Another reason agencies are turning to Cloudflare is to take advantage of its Protective Domain Name System (DNS) Resolver service, which was first launched for federal agencies by the Cybersecurity and Infrastructure Security Agency (CISA) in 2022. The service, which is mandated for all Federal Civilian Executive Branch agencies and aligns with the White House Zero Trust memo, provides safeguards against malicious domains.
Cloudflare also provides authoritative DNS services for the government’s .gov top-level domain and a suite of FedRAMP-authorized application, network, developer and Zero Trust services, allowing easy access to enterprise-grade security, network and performance services.
A final factor behind CISA’s decision to select Cloudflare’s DNS services is the company’s unique view of the internet: On any given day, roughly 20% of the world’s internet traffic across more than 24 million active websites is proxied on Cloudflare’s network.
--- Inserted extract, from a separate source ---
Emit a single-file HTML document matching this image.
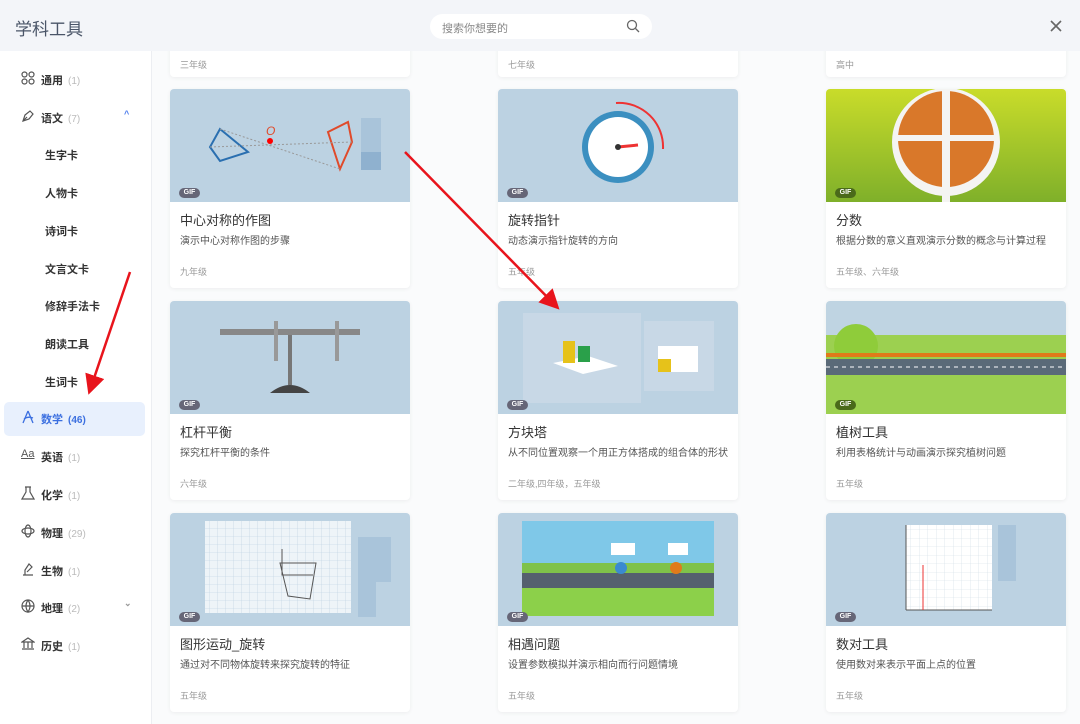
<!DOCTYPE html>
<html><head><meta charset="utf-8"><style>
*{margin:0;padding:0;box-sizing:border-box}
body{width:1080px;height:724px;overflow:hidden;font-family:"Liberation Sans","Noto Sans CJK SC",sans-serif;background:#fafbfc;position:relative}
.hdr{position:absolute;left:0;top:0;width:1080px;height:51px;background:#f3f5f9;z-index:5}
.hdr .t{position:absolute;left:15px;top:15px;font-size:17px;color:#4a5568}
.search{position:absolute;left:430px;top:14px;width:222px;height:25px;background:#fff;border-radius:13px;font-size:11px;color:#888;padding:6px 12px}
.side{position:absolute;left:0;top:51px;width:152px;height:673px;background:#fff;border-right:1px solid #eceef2;z-index:4}
.it{position:absolute;left:0;width:152px;height:20px;font-size:11px;font-weight:bold;color:#333}
.it .ic{position:absolute;left:21px;top:2px;width:14px;height:14px}
.it .l{position:absolute;left:41px;top:3px}
.it .n{color:#bbb;font-weight:normal;margin-left:5px;font-size:10px}
.sub{position:absolute;left:45px;font-size:11px;font-weight:bold;color:#333}
.card{position:absolute;width:240px;height:199px;background:#fff;border-radius:4px;box-shadow:0 1px 4px rgba(0,0,0,.06);overflow:hidden}
.img{position:absolute;left:0;top:0;width:240px;height:113px;background:#bcd2e2;overflow:hidden}
.gif{position:absolute;left:9px;top:99px;width:21px;height:10px;border-radius:5px;background:#667;color:#fff;font-size:7px;font-weight:bold;text-align:center;line-height:10px}
.ti{position:absolute;left:10px;top:121px;font-size:13px;color:#333}
.de{position:absolute;left:10px;top:146px;font-size:10px;color:#555;width:222px;line-height:14px}
.gr{position:absolute;left:10px;top:176px;font-size:9px;color:#999}
</style></head><body>
<div class="hdr"><div class="t">学科工具</div>
<div class="search">搜索你想要的
<svg style="position:absolute;right:12px;top:5px" width="14" height="14" viewBox="0 0 14 14"><circle cx="6" cy="6" r="4.5" fill="none" stroke="#666" stroke-width="1.3"/><path d="M9.5 9.5L13 13" stroke="#666" stroke-width="1.3"/></svg></div>
<svg style="position:absolute;left:1050px;top:20px" width="12" height="12" viewBox="0 0 12 12"><path d="M1 1L11 11M11 1L1 11" stroke="#666" stroke-width="1.6"/></svg>
</div>
<div class="side">
<div class="it" style="top:18px"><svg class="ic" viewBox="0 0 14 14" fill="none" stroke="#555" stroke-width="1.2"><circle cx="3.5" cy="3.5" r="2.5"/><circle cx="10.5" cy="3.5" r="2.5"/><circle cx="3.5" cy="10.5" r="2.5"/><circle cx="10.5" cy="10.5" r="2.5"/></svg><span class="l">通用<span class="n">(1)</span></span></div>
<div class="it" style="top:56px"><svg class="ic" viewBox="0 0 14 14" fill="none" stroke="#555" stroke-width="1.2"><path d="M2 12L4 6L9 2L12 5L8 10Z M2 12L6 8"/></svg><span class="l">语文<span class="n">(7)</span></span><span style="position:absolute;left:124px;top:2px;color:#4b7bec;font-size:9px">^</span></div>
<div class="sub" style="top:96px">生字卡</div>
<div class="sub" style="top:134px">人物卡</div>
<div class="sub" style="top:172px">诗词卡</div>
<div class="sub" style="top:210px">文言文卡</div>
<div class="sub" style="top:247px">修辞手法卡</div>
<div class="sub" style="top:285px">朗读工具</div>
<div class="sub" style="top:323px">生词卡</div>
<div style="position:absolute;left:4px;top:351px;width:141px;height:34px;background:#e8f0fd;border-radius:5px"></div>
<div class="it" style="top:357px;color:#3b6fe0"><svg class="ic" viewBox="0 0 14 14" fill="none" stroke="#3b6fe0" stroke-width="1.3"><path d="M7 1L2 13M7 1L12 13M3 9Q7 6 12 8"/></svg><span class="l">数学<span class="n" style="color:#3b6fe0;font-weight:bold">(46)</span></span></div>
<div class="it" style="top:395px"><span class="ic" style="font-size:11px;font-weight:normal;color:#555;text-decoration:underline">Aa</span><span class="l">英语<span class="n">(1)</span></span></div>
<div class="it" style="top:433px"><svg class="ic" viewBox="0 0 14 14" fill="none" stroke="#555" stroke-width="1.2"><path d="M5 1V6L1 13H13L9 6V1M4 1H10"/></svg><span class="l">化学<span class="n">(1)</span></span></div>
<div class="it" style="top:471px"><svg class="ic" viewBox="0 0 14 14" fill="none" stroke="#555" stroke-width="1.2"><ellipse cx="7" cy="7" rx="6" ry="3"/><ellipse cx="7" cy="7" rx="3" ry="6"/></svg><span class="l">物理<span class="n">(29)</span></span></div>
<div class="it" style="top:509px"><svg class="ic" viewBox="0 0 14 14" fill="none" stroke="#555" stroke-width="1.2"><path d="M2 13H12M4 13V8L8 2L11 5L6 10"/></svg><span class="l">生物<span class="n">(1)</span></span></div>
<div class="it" style="top:546px"><svg class="ic" viewBox="0 0 14 14" fill="none" stroke="#555" stroke-width="1.2"><circle cx="7" cy="7" r="6"/><path d="M1 7H13M7 1Q3 7 7 13Q11 7 7 1"/></svg><span class="l">地理<span class="n">(2)</span></span><span style="position:absolute;left:124px;top:1px;color:#999;font-size:9px">⌄</span></div>
<div class="it" style="top:584px"><svg class="ic" viewBox="0 0 14 14" fill="none" stroke="#555" stroke-width="1.2"><path d="M1 5L7 1L13 5ZM3 5V11M7 5V11M11 5V11M1 12H13"/></svg><span class="l">历史<span class="n">(1)</span></span></div>
</div>

<div class="card" style="left:170px;top:-122px"><div class="gr" style="top:180px">三年级</div></div>
<div class="card" style="left:498px;top:-122px"><div class="gr" style="top:180px">七年级</div></div>
<div class="card" style="left:826px;top:-122px"><div class="gr" style="top:180px">高中</div></div>

<div class="card" style="left:170px;top:89px"><div class="img">
<svg width="240" height="113"><path d="M50 40L40 58L50 72L78 63Z" fill="none" stroke="#2a6fb0" stroke-width="2"/><path d="M158 43L178 33L182 53L170 80Z" fill="none" stroke="#e04a2a" stroke-width="2"/><line x1="50" y1="40" x2="170" y2="80" stroke="#999" stroke-dasharray="2"/><line x1="40" y1="58" x2="182" y2="53" stroke="#999" stroke-dasharray="2"/><circle cx="100" cy="52" r="3" fill="red"/><text x="96" y="46" fill="#e04a2a" font-size="12" font-style="italic">O</text><rect x="191" y="29" width="20" height="52" fill="#a9c4da"/><rect x="191" y="63" width="20" height="18" fill="#8fb1cf"/></svg>
<div class="gif">GIF</div></div><div class="ti">中心对称的作图</div><div class="de">演示中心对称作图的步骤</div><div class="gr">九年级</div></div>

<div class="card" style="left:498px;top:89px"><div class="img">
<svg width="240" height="113"><circle cx="120" cy="58" r="36" fill="#3b8fc0"/><circle cx="120" cy="58" r="30" fill="#fff"/><line x1="120" y1="58" x2="140" y2="56" stroke="#e33" stroke-width="3"/><circle cx="120" cy="58" r="3" fill="#333"/><path d="M118 14A44 44 0 0 1 165 60" fill="none" stroke="#e33" stroke-width="2"/></svg>
<div class="gif">GIF</div></div><div class="ti">旋转指针</div><div class="de">动态演示指针旋转的方向</div><div class="gr">五年级</div></div>

<div class="card" style="left:826px;top:89px"><div class="img" style="background:linear-gradient(#c9dc2a,#7fb02a)">
<svg width="240" height="113"><circle cx="120" cy="53" r="54" fill="#f4f4f2"/><circle cx="120" cy="50" r="48" fill="#d9782a"/><rect x="116" y="0" width="8" height="113" fill="#f4f4f2"/><rect x="70" y="46" width="100" height="6" fill="#f4f4f2"/></svg>
<div class="gif" style="background:#4a6a1a">GIF</div></div><div class="ti">分数</div><div class="de">根据分数的意义直观演示分数的概念与计算过程</div><div class="gr">五年级、六年级</div></div>

<div class="card" style="left:170px;top:301px"><div class="img">
<svg width="240" height="113"><rect x="50" y="28" width="140" height="6" fill="#888"/><rect x="118" y="34" width="4" height="50" fill="#777"/><path d="M100 92Q120 76 140 92Z" fill="#444"/><rect x="104" y="20" width="4" height="40" fill="#999"/><rect x="165" y="20" width="4" height="40" fill="#999"/></svg>
<div class="gif">GIF</div></div><div class="ti">杠杆平衡</div><div class="de">探究杠杆平衡的条件</div><div class="gr">六年级</div></div>

<div class="card" style="left:498px;top:301px"><div class="img">
<svg width="240" height="113"><rect x="25" y="12" width="118" height="90" fill="#c8d8e6"/><rect x="146" y="20" width="70" height="70" fill="#c8d8e6"/><path d="M55 62L90 55L120 65L85 73Z" fill="#fff"/><rect x="65" y="40" width="12" height="22" fill="#e6c21a"/><rect x="80" y="45" width="12" height="16" fill="#2aa04a"/><rect x="160" y="45" width="40" height="26" fill="#fff"/><rect x="160" y="58" width="13" height="13" fill="#e6c21a"/></svg>
<div class="gif">GIF</div></div><div class="ti">方块塔</div><div class="de">从不同位置观察一个用正方体搭成的组合体的形状</div><div class="gr">二年级,四年级，五年级</div></div>

<div class="card" style="left:826px;top:301px"><div class="img" style="background:linear-gradient(#bfd4e2 30%,#9cd050 30%)">
<svg width="240" height="113"><circle cx="30" cy="45" r="22" fill="#8fcc3a"/><rect x="0" y="52" width="240" height="4" fill="#e07a1a"/><rect x="0" y="58" width="240" height="16" fill="#5a6a78"/><line x1="0" y1="66" x2="240" y2="66" stroke="#fff" stroke-dasharray="4"/></svg>
<div class="gif" style="background:#4a6a1a">GIF</div></div><div class="ti">植树工具</div><div class="de">利用表格统计与动画演示探究植树问题</div><div class="gr">五年级</div></div>

<div class="card" style="left:170px;top:513px"><div class="img">
<svg width="240" height="113"><defs><pattern id="g" width="8" height="8" patternUnits="userSpaceOnUse"><path d="M8 0V8H0" fill="none" stroke="#b8cde0" stroke-width=".6"/></pattern></defs><rect x="35" y="8" width="146" height="92" fill="#eef4f8"/><rect x="35" y="8" width="146" height="92" fill="url(#g)"/><path d="M112 36V62H143M110 50H146L140 86L118 83Z" fill="none" stroke="#555"/><rect x="188" y="24" width="18" height="80" fill="#a9c4da"/><rect x="205" y="24" width="16" height="45" fill="#a9c4da"/></svg>
<div class="gif">GIF</div></div><div class="ti">图形运动_旋转</div><div class="de">通过对不同物体旋转来探究旋转的特征</div><div class="gr">五年级</div></div>

<div class="card" style="left:498px;top:513px"><div class="img" style="background:#bcd2e2">
<svg width="240" height="113"><rect x="24" y="8" width="192" height="95" fill="#7fc8e8"/><rect x="24" y="50" width="192" height="10" fill="#7fc24a"/><rect x="24" y="60" width="192" height="15" fill="#55606e"/><rect x="24" y="75" width="192" height="28" fill="#8cd04a"/><rect x="113" y="30" width="24" height="12" fill="#fff"/><rect x="170" y="30" width="20" height="12" fill="#fff"/><circle cx="123" cy="55" r="6" fill="#3a8ad0"/><circle cx="178" cy="55" r="6" fill="#e07a1a"/></svg>
<div class="gif">GIF</div></div><div class="ti">相遇问题</div><div class="de">设置参数模拟并演示相向而行问题情境</div><div class="gr">五年级</div></div>

<div class="card" style="left:826px;top:513px"><div class="img">
<svg width="240" height="113"><defs><pattern id="h" width="8.5" height="8.5" patternUnits="userSpaceOnUse"><path d="M8.5 0V8.5H0" fill="none" stroke="#cfdbe5" stroke-width=".6"/></pattern></defs><rect x="80" y="12" width="86" height="85" fill="#fff"/><rect x="80" y="12" width="86" height="85" fill="url(#h)"/><line x1="80" y1="97" x2="166" y2="97" stroke="#555"/><line x1="80" y1="12" x2="80" y2="97" stroke="#555"/><line x1="97" y1="52" x2="97" y2="97" stroke="#e33"/><rect x="172" y="12" width="18" height="56" fill="#a9c4da"/></svg>
<div class="gif">GIF</div></div><div class="ti">数对工具</div><div class="de">使用数对来表示平面上点的位置</div><div class="gr">五年级</div></div>

<svg style="position:absolute;left:0;top:0;z-index:9" width="1080" height="724">
<defs><marker id="a" markerWidth="8" markerHeight="8" refX="6" refY="4" orient="auto"><path d="M0 0L8 4L0 8Z" fill="#e8141c"/></marker></defs>
<line x1="405" y1="152" x2="556" y2="306" stroke="#e8141c" stroke-width="2.5" marker-end="url(#a)"/>
<line x1="130" y1="272" x2="90" y2="390" stroke="#e8141c" stroke-width="2.5" marker-end="url(#a)"/>
</svg>
</body></html>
We serve data from 330 cities in over 120 countries around the world.
That gives Cloudflare’s engineers and security specialists a powerful and unparalleled view of malicious threats that can compromise commercial and government services that rely on the internet. Not even the major cloud providers see anywhere near that level of traffic.
Given the long-standing structural and cultural enclaves that exist across civilian and defense agencies, it’s not likely that IT silos are going away anytime soon. However, by instituting a proven connectivity layer that not only bridges those silos without forcing a change of control within those silos, Cloudflare brings uniformity and greater protection across those silos, and agencies have a much better chance of operating more securely and efficiently — and moving closer to the goal of safely modernizing their digital systems for employees and the public.